In October 1976, shortly after Mao's death, the capitalist-roaders -- who had been prevented from seizing power for ten years -- staged a reactionary military coup. Chiang Ching was arrested, and in 1981 she was put on trial for her role in the Cultural Revolution. She was sentenced to death. But the new emperors of China were afraid that her execution might stir rebellion among the masses and her sentence was later changed to life imprisonment. Even in captivity, Chiang Ching's unrepentant spirit and revolutionary optimism made its way through the walls of censorship and lies. For fifteen years she continued to denounce the Deng Xiaoping regime and never backed off her stand that ``it's right to rebel against reactionaries!'' Shortly before her death there were reports of how she would read news about what was going on in China and bitterly comment, ``This is not Chairman Mao's revolutionary line.''

With Chiang Ching's death the oppressors still slander and lie about her life. They know what it means for the oppressed to have a leader like her. They know that the lessons from her life are a powerful weapon for all those who want to overthrow the powers and build a whole new society.
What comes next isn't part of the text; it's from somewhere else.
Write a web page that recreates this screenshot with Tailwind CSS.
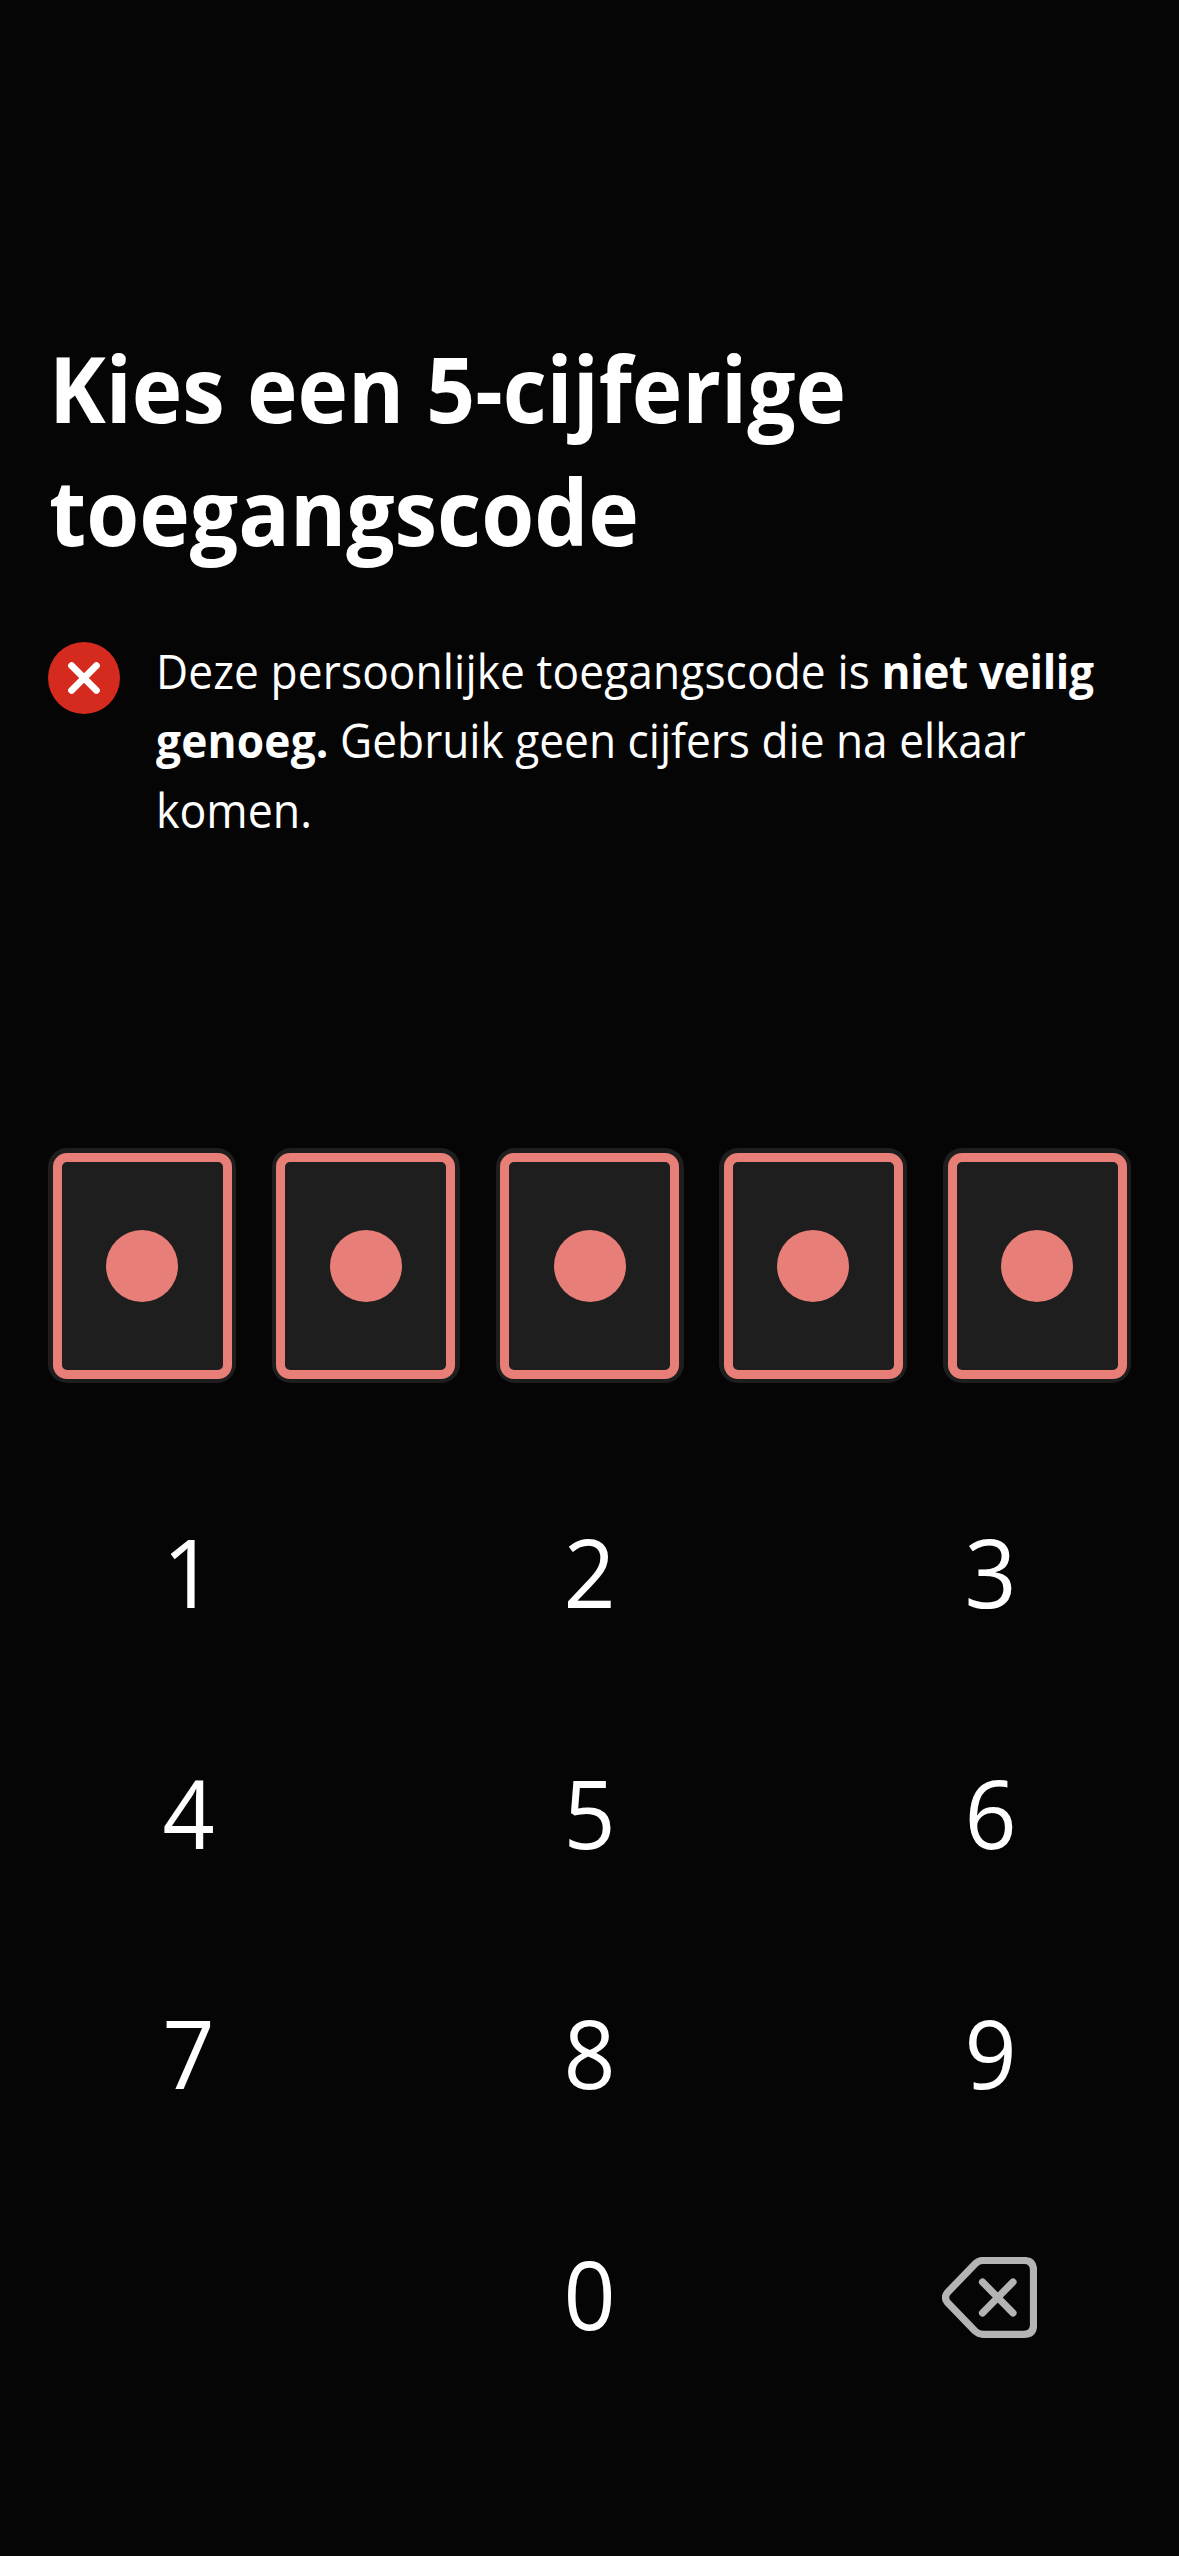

Chiang Ching always kept her sights on the goal of world revolution, and her faith in the masses gave her revolutionary strength and optimism to carry her through tumultuous and dangerous times. She was willing to risk all to win all. And she was willing to make the ultimate sacrifice. For all this the defenders of oppression hate Chiang Ching and will never stop using their weapons of lie and deceit to try and bury her life. But this cannot be allowed! It is up to the people to teach the real story of Chiang Ching. It is up to us to cherish her memory and carry on in the revolutionary cause for which she lived and died.